I am afraid the problems go further still, as Roger explains. He says:
“The FTA also does not make provision for the ‘selling on’ of unprocessed products that are imported into the UK. For example at the moment organic soya imported into Hull cannot be subsequently shipped to NI under the current terms of the FTA, leaving NI organic livestock producers potentially without the correct balanced rations for their animals. Import/export businesses which currently import products from Europe and then consolidate loads for export again are no longer able to do this. Specialist food manufacturers who have their products packed by specialist packers in Europe and then import the finished product back into the UK for distribution to their customers cannot export these products to their European customers. This will have significant impacts across the UK organic supply chain and needs to be resolved as soon as possible.”
We recognise the importance of having arrangements in place on GIs, on wine and on organics, so we will not oppose these statutory instruments. However, we believe that in too many cases, they are just bridging measures. With so many businesses struggling at the moment, there are many questions to be answered, and I hope that the Minister will be able to provide some answers.

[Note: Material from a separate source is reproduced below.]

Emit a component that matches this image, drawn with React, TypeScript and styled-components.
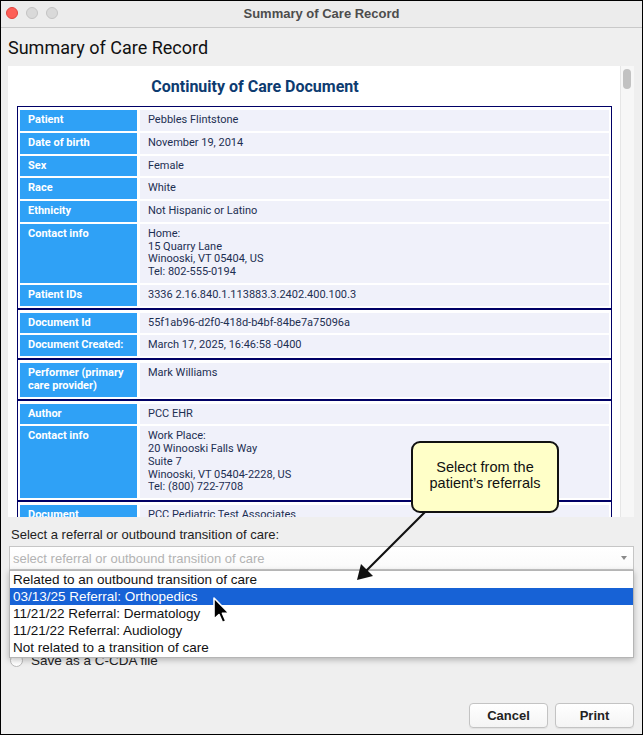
import React from "react";
import styled, { createGlobalStyle } from "styled-components";

const Global = createGlobalStyle`
  html, body { margin: 0; padding: 0; background: #ffffff; }
  * { box-sizing: border-box; }
`;

const Window = styled.div`
  position: relative;
  width: 643px;
  height: 735px;
  border: 1px solid #000;
  background: #efefef;
  display: flex;
  flex-direction: column;
  overflow: hidden;
  font-family: "Liberation Sans", Arial, sans-serif;
`;

const TitleBar = styled.div`
  position: relative;
  height: 27px;
  flex: none;
  background: #ececec;
  border-bottom: 1px solid #c9c9c9;
  display: flex;
  align-items: center;
  justify-content: center;
`;

const Lights = styled.div`
  position: absolute;
  left: 5px;
  top: 6px;
  display: flex;
  gap: 8px;
`;

const Light = styled.span<{ $c: string; $b: string }>`
  width: 12px;
  height: 12px;
  border-radius: 50%;
  background: ${(p) => p.$c};
  border: 0.5px solid ${(p) => p.$b};
`;

const TitleText = styled.div`
  font-size: 13px;
  font-weight: bold;
  color: #4d4d4d;
  margin-top: -1px;
`;

const Body = styled.div`
  flex: 1;
  display: flex;
  flex-direction: column;
  padding: 9px 7px 0 7px;
`;

const Heading = styled.h1`
  margin: 0 0 7px 0;
  font-family: Roboto, "Noto Sans", sans-serif;
  font-weight: 400;
  font-size: 18px;
  line-height: 22px;
  color: #111;
`;

const Panel = styled.div`
  height: 451px;
  width: 626px;
  display: flex;
  background: #fff;
  overflow: hidden;
  flex: none;
`;

const DocArea = styled.div`
  flex: 1;
  padding: 11px 8px 0 9px;
  font-family: Roboto, "Noto Sans", sans-serif;
`;

const DocTitle = styled.div`
  width: 476px;
  text-align: center;
  font-weight: bold;
  font-size: 16px;
  line-height: 20px;
  color: #0d3b70;
  margin-bottom: 9px;
`;

const Scrollbar = styled.div`
  width: 14px;
  flex: none;
  background: #f7f7f7;
  border-left: 1px solid #e6e6e6;
  padding: 3px 0 0 2px;
`;

const Thumb = styled.div`
  width: 8px;
  height: 20px;
  border-radius: 4px;
  background: #c2c2c2;
`;

const Group = styled.div`
  border: 1px solid #000066;
  padding: 3px 2px 2px 2px;
  display: grid;
  grid-template-columns: 117px 1fr;
  column-gap: 3px;
  row-gap: 2px;
`;

const Label = styled.div`
  background: #2fa1f6;
  color: #fff;
  font-weight: bold;
  font-size: 11px;
  line-height: 12.75px;
  padding: 4px 8px;
`;

const Value = styled.div`
  background: #f0f1fa;
  color: #1d2f52;
  font-size: 11px;
  line-height: 12.75px;
  padding: 4px 8px;
`;

const SelectLabel = styled.div`
  margin: 10px 0 3px 3px;
  font-size: 13px;
  line-height: 16px;
  color: #222;
`;

const ComboWrap = styled.div`
  position: relative;
  margin-left: 1px;
  width: 625px;
`;

const Combo = styled.div`
  height: 24px;
  border: 1px solid #c6c6c6;
  background: linear-gradient(#ffffff, #fafafa);
  display: flex;
  align-items: center;
  padding-left: 3px;
  font-size: 13px;
  color: #b3b3b3;
`;

const Arrow = styled.span`
  position: absolute;
  right: 7px;
  top: 10px;
  width: 0;
  height: 0;
  border-left: 3.5px solid transparent;
  border-right: 3.5px solid transparent;
  border-top: 4px solid #8a8a8a;
`;

const List = styled.div`
  position: absolute;
  left: 0;
  top: 24px;
  width: 625px;
  background: #fff;
  border: 1px solid #b5b5b5;
  box-shadow: 0 2px 6px rgba(0, 0, 0, 0.25);
  z-index: 2;
  padding: 0 0 1px 0;
`;

const Item = styled.div<{ $sel?: boolean }>`
  height: 17px;
  line-height: 17px;
  padding-left: 3px;
  font-size: 13.5px;
  color: ${(p) => (p.$sel ? "#fff" : "#111")};
  background: ${(p) => (p.$sel ? "#1762d6" : "transparent")};
`;

const Radios = styled.div`
  margin-top: 81px;
  display: flex;
  flex-direction: column;
  gap: 4px;
  padding-left: 2px;
`;

const RadioRow = styled.label`
  display: flex;
  align-items: center;
  gap: 8px;
  font-size: 13.5px;
  color: #222;
  height: 18px;
`;

const RadioDot = styled.span`
  width: 13px;
  height: 13px;
  border-radius: 50%;
  border: 1px solid #b9b9b9;
  background: #fff;
`;

const Footer = styled.div`
  margin-top: auto;
  margin-bottom: 6px;
  display: flex;
  justify-content: flex-end;
  gap: 7px;
  padding-right: 1px;
`;

const Button = styled.button`
  width: 79px;
  height: 25px;
  border: 1px solid #c3c3c3;
  border-radius: 4px;
  background: linear-gradient(#ffffff, #f4f4f4);
  font-family: "Liberation Sans", Arial, sans-serif;
  font-weight: bold;
  font-size: 13px;
  color: #222;
  box-shadow: 0 1px 1px rgba(0, 0, 0, 0.06);
`;

const Callout = styled.div`
  position: absolute;
  left: 410px;
  top: 440px;
  width: 148px;
  height: 72px;
  border: 2px solid #111;
  border-radius: 9px;
  background: #ffffc8;
  display: flex;
  align-items: center;
  justify-content: center;
  text-align: center;
  padding-bottom: 4px;
  font-family: "Liberation Sans", Arial, sans-serif;
  font-size: 14.5px;
  line-height: 16.5px;
  color: #111;
  z-index: 5;
`;

const Overlay = styled.svg`
  position: absolute;
  left: 0;
  top: 0;
  z-index: 4;
  pointer-events: none;
`;

const CursorSvg = styled.svg`
  position: absolute;
  left: 210px;
  top: 595px;
  z-index: 6;
`;

type Row = { l: string; v: string[] };

const groups: Row[][] = [
  [
    { l: "Patient", v: ["Pebbles Flintstone"] },
    { l: "Date of birth", v: ["November 19, 2014"] },
    { l: "Sex", v: ["Female"] },
    { l: "Race", v: ["White"] },
    { l: "Ethnicity", v: ["Not Hispanic or Latino"] },
    {
      l: "Contact info",
      v: ["Home:", "15 Quarry Lane", "Winooski, VT 05404, US", "Tel: 802-555-0194"],
    },
    { l: "Patient IDs", v: ["3336 2.16.840.1.113883.3.2402.400.100.3"] },
  ],
  [
    { l: "Document Id", v: ["55f1ab96-d2f0-418d-b4bf-84be7a75096a"] },
    { l: "Document Created:", v: ["March 17, 2025, 16:46:58 -0400"] },
  ],
  [{ l: "Performer (primary care provider)", v: ["Mark Williams"] }],
  [
    { l: "Author", v: ["PCC EHR"] },
    {
      l: "Contact info",
      v: [
        "Work Place:",
        "20 Winooski Falls Way",
        "Suite 7",
        "Winooski, VT 05404-2228, US",
        "Tel: (800) 722-7708",
      ],
    },
  ],
  [{ l: "Document Custodian", v: ["PCC Pediatric Test Associates"] }],
];

const items = [
  "Related to an outbound transition of care",
  "03/13/25 Referral: Orthopedics",
  "11/21/22 Referral: Dermatology",
  "11/21/22 Referral: Audiology",
  "Not related to a transition of care",
];

export default function App() {
  return (
    <>
      <Global />
      <Window>
        <TitleBar>
          <Lights>
            <Light $c="#fe5f57" $b="#e0443e" />
            <Light $c="#d9d9d9" $b="#c4c4c4" />
            <Light $c="#d9d9d9" $b="#c4c4c4" />
          </Lights>
          <TitleText>Summary of Care Record</TitleText>
        </TitleBar>
        <Body>
          <Heading>Summary of Care Record</Heading>
          <Panel>
            <DocArea>
              <DocTitle>Continuity of Care Document</DocTitle>
              {groups.map((g, gi) => (
                <Group key={gi}>
                  {g.map((r, ri) => (
                    <React.Fragment key={ri}>
                      <Label>{r.l}</Label>
                      <Value>
                        {r.v.map((line, li) => (
                          <div key={li}>{line}</div>
                        ))}
                      </Value>
                    </React.Fragment>
                  ))}
                </Group>
              ))}
            </DocArea>
            <Scrollbar>
              <Thumb />
            </Scrollbar>
          </Panel>
          <SelectLabel>Select a referral or outbound transition of care:</SelectLabel>
          <ComboWrap>
            <Combo>select referral or outbound transition of care</Combo>
            <Arrow />
            <List>
              {items.map((t, i) => (
                <Item key={i} $sel={i === 1}>
                  {t}
                </Item>
              ))}
            </List>
          </ComboWrap>
          <Radios>
            <RadioRow>
              <RadioDot />
              Save as a C-CDA file
            </RadioRow>
          </Radios>
          <Footer>
            <Button>Cancel</Button>
            <Button>Print</Button>
          </Footer>
        </Body>
        <Callout>
          Select from the
          <br />
          patient’s referrals
        </Callout>
        <Overlay width="643" height="735" viewBox="0 0 643 735">
          <line x1="424" y1="511" x2="364" y2="571" stroke="#111" strokeWidth="2.2" />
          <polygon points="356,579 360,563 372,575" fill="#111" />
        </Overlay>
        <CursorSvg width="22" height="30" viewBox="0 0 22 30">
          <path
            d="M3 2 L3 23 L8 18.5 L11.5 26.5 L14.8 25 L11.4 17.3 L18 17.3 Z"
            fill="#000"
            stroke="#fff"
            strokeWidth="1.6"
            strokeLinejoin="round"
          />
        </CursorSvg>
      </Window>
    </>
  );
}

I will do my best. This is not the time or the place for a discussion of the rights and wrongs of Brexit, or indeed the rights and wrongs of the TCA. I am extremely pleased that we were able to agree a tariff-free arrangement for trading with our friends and neighbours in the EU.
The UK GIs are already on the EU register and, as such, they remain protected. We have agreed a review clause in the TCA, so that we can agree the rules with the Commission in future on how we protect GIs. I think that is a perfectly satisfactory arrangement. I have discussed with the hon. Gentleman before how ambitious the Government are in the GI space, and I feel that this system will work well for both sides.

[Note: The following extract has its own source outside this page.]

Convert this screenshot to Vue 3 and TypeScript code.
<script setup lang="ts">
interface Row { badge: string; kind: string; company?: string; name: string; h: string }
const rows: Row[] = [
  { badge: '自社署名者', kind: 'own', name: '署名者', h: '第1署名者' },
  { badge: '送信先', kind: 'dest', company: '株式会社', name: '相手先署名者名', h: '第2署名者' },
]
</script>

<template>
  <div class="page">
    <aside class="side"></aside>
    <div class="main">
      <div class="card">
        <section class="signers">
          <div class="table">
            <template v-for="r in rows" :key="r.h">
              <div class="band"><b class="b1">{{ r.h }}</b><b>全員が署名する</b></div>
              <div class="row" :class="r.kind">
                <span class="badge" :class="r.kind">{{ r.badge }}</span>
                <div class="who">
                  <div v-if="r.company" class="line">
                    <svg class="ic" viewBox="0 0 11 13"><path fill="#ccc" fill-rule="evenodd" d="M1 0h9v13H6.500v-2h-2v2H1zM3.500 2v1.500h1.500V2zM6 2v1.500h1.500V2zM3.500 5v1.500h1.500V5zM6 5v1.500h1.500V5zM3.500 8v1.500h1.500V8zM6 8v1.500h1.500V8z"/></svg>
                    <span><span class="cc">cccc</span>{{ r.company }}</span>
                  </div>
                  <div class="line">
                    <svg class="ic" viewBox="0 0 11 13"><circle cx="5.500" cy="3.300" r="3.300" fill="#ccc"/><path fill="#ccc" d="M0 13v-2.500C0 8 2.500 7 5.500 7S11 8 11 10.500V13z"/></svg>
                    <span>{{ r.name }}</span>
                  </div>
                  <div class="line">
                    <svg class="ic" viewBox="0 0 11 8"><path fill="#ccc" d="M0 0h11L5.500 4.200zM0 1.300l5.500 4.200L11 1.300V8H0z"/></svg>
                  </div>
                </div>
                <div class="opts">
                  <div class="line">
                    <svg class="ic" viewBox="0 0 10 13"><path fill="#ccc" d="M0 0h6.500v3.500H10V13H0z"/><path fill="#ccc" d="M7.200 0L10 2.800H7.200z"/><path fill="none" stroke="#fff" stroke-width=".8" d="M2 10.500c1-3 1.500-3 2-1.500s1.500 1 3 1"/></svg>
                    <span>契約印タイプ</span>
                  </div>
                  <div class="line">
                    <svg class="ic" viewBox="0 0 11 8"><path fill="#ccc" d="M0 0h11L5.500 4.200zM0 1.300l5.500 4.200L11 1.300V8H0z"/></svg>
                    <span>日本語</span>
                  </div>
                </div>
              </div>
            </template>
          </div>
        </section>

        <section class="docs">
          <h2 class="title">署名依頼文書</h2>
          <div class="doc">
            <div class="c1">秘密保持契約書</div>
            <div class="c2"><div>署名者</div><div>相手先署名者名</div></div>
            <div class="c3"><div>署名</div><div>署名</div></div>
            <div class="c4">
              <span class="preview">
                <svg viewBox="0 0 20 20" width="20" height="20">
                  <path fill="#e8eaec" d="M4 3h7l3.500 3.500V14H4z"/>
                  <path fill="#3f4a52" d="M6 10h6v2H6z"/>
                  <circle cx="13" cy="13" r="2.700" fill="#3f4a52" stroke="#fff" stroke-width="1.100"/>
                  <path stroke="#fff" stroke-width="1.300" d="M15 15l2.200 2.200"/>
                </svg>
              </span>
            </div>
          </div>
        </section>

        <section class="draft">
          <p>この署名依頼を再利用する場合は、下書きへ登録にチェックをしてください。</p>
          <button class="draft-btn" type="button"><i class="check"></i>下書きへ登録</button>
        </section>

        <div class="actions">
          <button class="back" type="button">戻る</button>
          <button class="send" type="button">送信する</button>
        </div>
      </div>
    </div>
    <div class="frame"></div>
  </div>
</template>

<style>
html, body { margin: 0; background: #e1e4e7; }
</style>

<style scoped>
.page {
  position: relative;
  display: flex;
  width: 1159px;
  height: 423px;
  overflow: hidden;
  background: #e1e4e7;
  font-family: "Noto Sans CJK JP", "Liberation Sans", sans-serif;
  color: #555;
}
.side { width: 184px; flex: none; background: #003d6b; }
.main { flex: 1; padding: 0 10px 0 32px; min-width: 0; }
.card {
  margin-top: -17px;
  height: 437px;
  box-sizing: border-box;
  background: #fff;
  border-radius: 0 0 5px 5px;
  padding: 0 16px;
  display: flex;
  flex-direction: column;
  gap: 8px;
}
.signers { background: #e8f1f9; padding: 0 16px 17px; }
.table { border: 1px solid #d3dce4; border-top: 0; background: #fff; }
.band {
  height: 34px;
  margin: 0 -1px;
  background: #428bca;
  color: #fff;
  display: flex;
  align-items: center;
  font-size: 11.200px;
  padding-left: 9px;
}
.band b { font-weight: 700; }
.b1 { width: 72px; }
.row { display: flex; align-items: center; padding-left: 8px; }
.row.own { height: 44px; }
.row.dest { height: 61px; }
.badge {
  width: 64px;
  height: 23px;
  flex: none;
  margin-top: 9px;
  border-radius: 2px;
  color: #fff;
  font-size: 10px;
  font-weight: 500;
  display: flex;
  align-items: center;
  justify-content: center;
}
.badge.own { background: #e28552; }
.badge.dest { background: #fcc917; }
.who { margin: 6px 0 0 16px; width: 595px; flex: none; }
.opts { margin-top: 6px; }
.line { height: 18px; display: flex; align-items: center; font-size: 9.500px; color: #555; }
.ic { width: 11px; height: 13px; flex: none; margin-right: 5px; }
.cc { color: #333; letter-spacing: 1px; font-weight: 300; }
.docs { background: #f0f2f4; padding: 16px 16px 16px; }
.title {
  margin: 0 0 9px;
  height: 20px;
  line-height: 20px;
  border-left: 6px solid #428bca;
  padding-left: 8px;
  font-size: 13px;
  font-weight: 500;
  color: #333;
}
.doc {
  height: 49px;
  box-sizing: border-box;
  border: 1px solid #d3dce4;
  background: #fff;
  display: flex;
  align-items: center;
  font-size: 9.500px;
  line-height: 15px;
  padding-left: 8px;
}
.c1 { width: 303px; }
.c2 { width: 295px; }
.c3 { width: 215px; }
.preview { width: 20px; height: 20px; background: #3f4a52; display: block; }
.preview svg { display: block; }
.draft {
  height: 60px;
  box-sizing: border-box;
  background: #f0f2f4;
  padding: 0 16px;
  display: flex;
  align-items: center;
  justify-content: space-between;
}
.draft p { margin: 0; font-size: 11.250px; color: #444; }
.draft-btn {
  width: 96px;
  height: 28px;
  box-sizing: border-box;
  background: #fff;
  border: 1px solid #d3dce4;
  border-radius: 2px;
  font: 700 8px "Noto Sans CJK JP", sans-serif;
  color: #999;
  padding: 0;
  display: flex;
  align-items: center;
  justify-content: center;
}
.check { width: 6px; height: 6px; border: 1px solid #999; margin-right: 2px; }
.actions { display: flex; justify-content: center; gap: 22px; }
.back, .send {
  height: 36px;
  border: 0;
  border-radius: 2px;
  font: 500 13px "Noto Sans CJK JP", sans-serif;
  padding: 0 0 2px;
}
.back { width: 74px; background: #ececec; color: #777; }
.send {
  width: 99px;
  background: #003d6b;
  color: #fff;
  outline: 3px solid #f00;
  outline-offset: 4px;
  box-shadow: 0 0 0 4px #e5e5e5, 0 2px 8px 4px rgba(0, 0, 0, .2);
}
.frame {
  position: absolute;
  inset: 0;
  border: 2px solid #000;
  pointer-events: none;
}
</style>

I turn to some specifics. VI-1s are already established for imports from other non-EU sources of wine, of which there are many, as we all know. We have a competitive market for wine in the UK, and we decided that the existing rules should be retained for imports from the EU, rather than establishing a new and specific EU policy. The policy was decided in the interests of treating the wine industry as a whole. Nevertheless, this instrument provides an easement to give traders time to get used to the new arrangements until 1 July. That will allow EU wine to continue to be imported using commercial documentation, as it was when the UK was subject to the previous EU rules.

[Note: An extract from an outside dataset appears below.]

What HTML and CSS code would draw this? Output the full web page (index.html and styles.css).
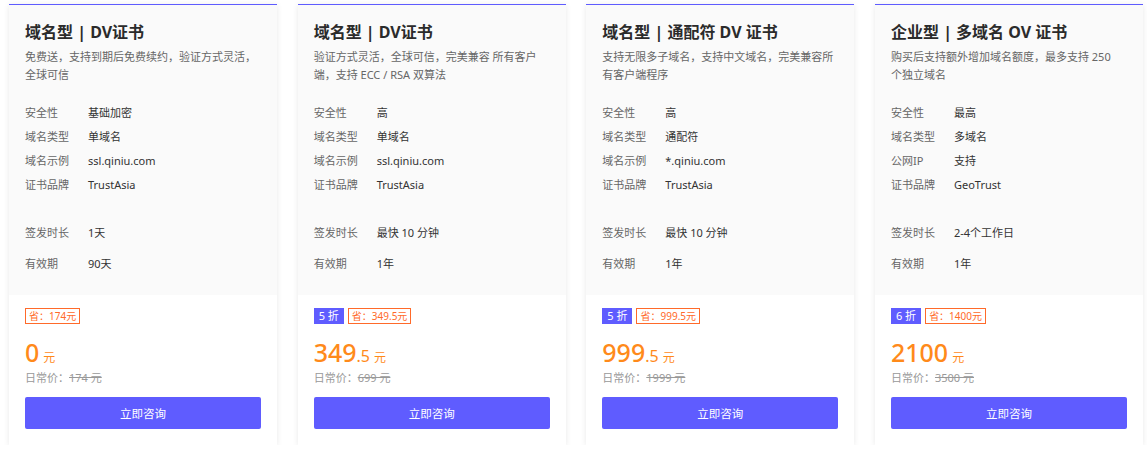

The hon. Gentleman pressed me about the future. It is true that leaving the EU gives us the ability to look critically at the laws we have inherited from the EU, to ensure that they remain fit for purpose. In a world where we drink wine from all around the world—including from on our own shores—we will consider in due course whether there is a case for revisiting the requirements of the VI-1 certification.
The hon. Gentleman asked about organics. We are committed to the highest organic standards and will carefully consider any enhancements to them. This is the beginning of a new chapter for the UK. We will use the Agriculture Act 2020 to set an ambitious new course for the organic sector. We are working to ensure that organic goods can continue to move freely between Great Britain and Northern Ireland. In terms of movement into Northern Ireland, through the Joint Committee agreement and the UK-EU TCA, we have secured easements to allow time for adjustments to take place. The easement on the requirement of certificates of inspection will ensure the smooth flow of the majority of organic products at the border for three months. During that time, we are engaging heavily with the organics sector, the Northern Ireland Executive, port authorities and others, to help them to prepare for the end of the easement in April. In the light of that, I ask that the Committee approve these statutory instruments.
Question put and agreed to.
ORGANIC PRODUCTION (ORGANIC INDICATIONS) (AMENDMENT) (EU EXIT) REGULATIONS 2020
That the Committee has considered the Organic Production (Organic Indications) (Amendment) (EU Exit) Regulations 2020 (S.I. 2020, No. 1669.)—(Victoria Prentis.)